Busy. That’s the first word that comes to your mind as you wind your way through Eastleigh. It is the neighbourhood of one of Africa’s oldest slums, Majengo, Easteleigh is also home to one of the biggest business centers, in Nairobi, Kenya, involving business of over 600 million dollars every month. “You can find everything in Eastleigh,” laughs Clive Wanguthi, as I wonder how to describe him – local guide, community worker, leader, activist or preacher – perhaps, all of these. Weaving his way expertly through the milling crowd, Clive cautions, “Stay ahead of me, I want to ensure that you are safe.” Indeed, after getting nearly hit by two vehicles, I take his advice and stay more cautious, which is somewhat difficult, given the riot of activity around. “I’ve got your back,” the former self-proclaimed outlaw, encourages me, as we walk through multiple distractions. “You can’t be too careful here.” A street-side store with the cheeky name of ‘Donald Trump’ blares its wares, while gold jewelry in little trays gleam at you for a song in dim lanes. Lines of steaming chapatti-beans food stalls and glowering gun-toting cops assail your senses, as Clive calls out an ‘As-salaam-alaikum’ every few seconds to an acquaintance. Everyone is busy.

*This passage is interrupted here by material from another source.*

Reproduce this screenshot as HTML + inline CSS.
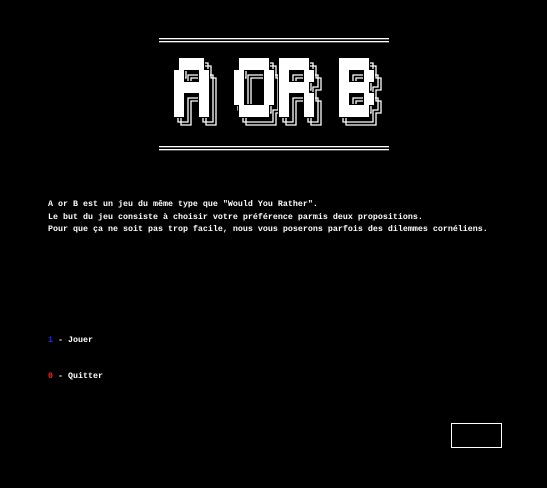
<!DOCTYPE html>
<html><head><meta charset="utf-8"><style>
html,body{margin:0;padding:0;background:#000;width:547px;height:488px;overflow:hidden;position:relative}
.t{position:absolute;left:48px;color:#fff;font-family:"Liberation Mono",monospace;font-size:8.33px;font-weight:bold;line-height:12.5px;white-space:pre}
.box{position:absolute;left:451px;top:423px;width:49px;height:23px;border:1px solid #fff}
svg{position:absolute;left:0;top:0}
</style></head><body>
<svg width="547" height="488">
<g fill="#fff">
<rect x="159" y="38" width="230" height="1.3"/><rect x="159" y="41" width="230" height="1.3"/>
<rect x="159" y="146" width="230" height="1.3"/><rect x="159" y="149" width="230" height="1.3"/>
</g>
<g fill="none" stroke="#fff" stroke-width="1.3">
<path transform="translate(7,8)" d="M179,58H204V70H209V117H199V93H184V117H174V70H179Z M184,70H199V82H184Z M239,58H269V70H274V105H269V117H239V105H234V70H239Z M244,70H264V105H244Z M279,58H309V70H314V82H309V93H314V117H304V93H289V117H279Z M289,70H304V82H289Z M339,58H369V70H374V82H369V93H374V105H369V117H339Z M349,70H364V82H349Z M349,93H364V105H349Z"/>
<path transform="translate(4,5)" d="M179,58H204V70H209V117H199V93H184V117H174V70H179Z M184,70H199V82H184Z M239,58H269V70H274V105H269V117H239V105H234V70H239Z M244,70H264V105H244Z M279,58H309V70H314V82H309V93H314V117H304V93H289V117H279Z M289,70H304V82H289Z M339,58H369V70H374V82H369V93H374V105H369V117H339Z M349,70H364V82H349Z M349,93H364V105H349Z"/>
</g>
<path fill="#fff" fill-rule="evenodd" stroke="#000" stroke-width="2" paint-order="stroke" d="M179,58H204V70H209V117H199V93H184V117H174V70H179Z M184,70H199V82H184Z M239,58H269V70H274V105H269V117H239V105H234V70H239Z M244,70H264V105H244Z M279,58H309V70H314V82H309V93H314V117H304V93H289V117H279Z M289,70H304V82H289Z M339,58H369V70H374V82H369V93H374V105H369V117H339Z M349,70H364V82H349Z M349,93H364V105H349Z"/>
</svg>
<div class="t" style="top:198px">A or B est un jeu du même type que "Would You Rather".
Le but du jeu consiste à choisir votre préférence parmis deux propositions.
Pour que ça ne soit pas trop facile, nous vous poserons parfois des dilemmes cornéliens.</div>
<div class="t" style="top:334px"><span style="color:#1a2dff">1</span> - Jouer</div>
<div class="t" style="top:370px"><span style="color:#ff2020">0</span> - Quitter</div>
<div class="box"></div>
</body></html>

Adjoining Eastleigh, the Majengo slum, is also the largest second-hand retail market in the continent. Clothes, shoes, linen, even undergarments arrive here, are sorted and segregated category-wise, before hitting the many small lanes, packed so closely with products, buyers and sellers. People move almost involuntarily amidst the surging crowd, pushcarts and headloads of goods. However, Majengo, is not just about shopping. It has also been an area vulnerable to illegal activities. One can come here to buy arms and ammunition while sex workers have been pushing their trade here for decades. In spite of how busy it is, Majengo is however extremely food insecure and also vulnerable to violence, extremism and gang activities. As we glide through, a young man stops Clive for earnest conversation. He tells us he’s looking for a job. Though bustling with business, changing tax laws and crackdown on unregistered vendors have made it more difficult for the livelihood of young people. “I do my best, to create opportunities – like these”, says Clive pointing to a youth-manned bike-wash center. “If there’s no work, youth become easy targets to be exploited or recruited into unlawful ways.”
It is business also, that brings us here, though, of a different sort. Over the past two decades, the number of malls in Eastleigh has grown meteorically from just 3 to 88 malls now. A constant influx of refugees here, has made it difficult to peg the exact population. While official estimates are around 50,000, as many as 200,000 people may be living in this 10 square kilometer area. Spearheaded by Somali business acumen, the area not only channels a huge retail market, it also is a hub for goods that travel across rural Kenya, setting the trend for the rest of the country. As we peer into a food store and eye the tinned infant cereals and imported processed foods, the shopkeeper tells us that these are more popular than traditional foods that people used to consume. These are the products that initially line the numerous godowns here before eventually setting out each day to remote areas. This is where much of the trend and taste for Kenyans takes shape.
This is where, also a connect between urban and rural agricultural value chains is seen as an entry point for development – through agribusiness. Over the past few months, Dr Michael Hauser of ICRISAT has been pacing the slums of Nairobi probing socio-economic pathways to this issue. “Instead of starting with farmers, we experiment with consumer-led value chain development. Micro-enterprises around nutritious, high-value food groups, grounded in social entrepreneurship thinking, can make a difference. We are looking at agribusiness strategies for women and men, different age groups, ethnicities, family backgrounds and socio-economic status. This can create remunerative jobs, and help recognize youth as indispensable members in Kenyan society. The true potential of youth-led agripreneurship in high-density areas, however, is yet to be established.”
ICRISAT’s work in agribusiness incubation has focused on entrepreneurs and rural communities to enhance livelihood opportunities. However, by working with community based organizations that help counter entry of youth into illegal activities, another perspective of agribusiness impact emerges. The slums of Nairobi, have not just been running large business volumes, they have also been setting trends for rural Kenya as daily truckloads of essential commodities and products make their way from here to every nook and cranny of the country. The youth in slums who hail from remote regions, engage in odd jobs here and are key influencers in vulnerable areas that are difficult for development workers to approach.
A group of young people in the local community hall canvas for money for a friend’s funeral – another of the many ways where they have rallied around for one another. With the same energy can the pushcarts and the godowns of Eastleigh, rally around for other regions changing food value chains for the country?
Substituting expensive foods with locally produced agri products may not be easy, unless it is a good enough business proposition.
“I believe it will work,” says Clive. “Look at what has happened here and how the place is a hub of activities. Show these young people the direction, and they can, in fact be the change that transforms lives of rural communities in Kenya.” However, knowing what works best requires research, what ICRISAT does. Possibilities, potential. It will however, be one long walk.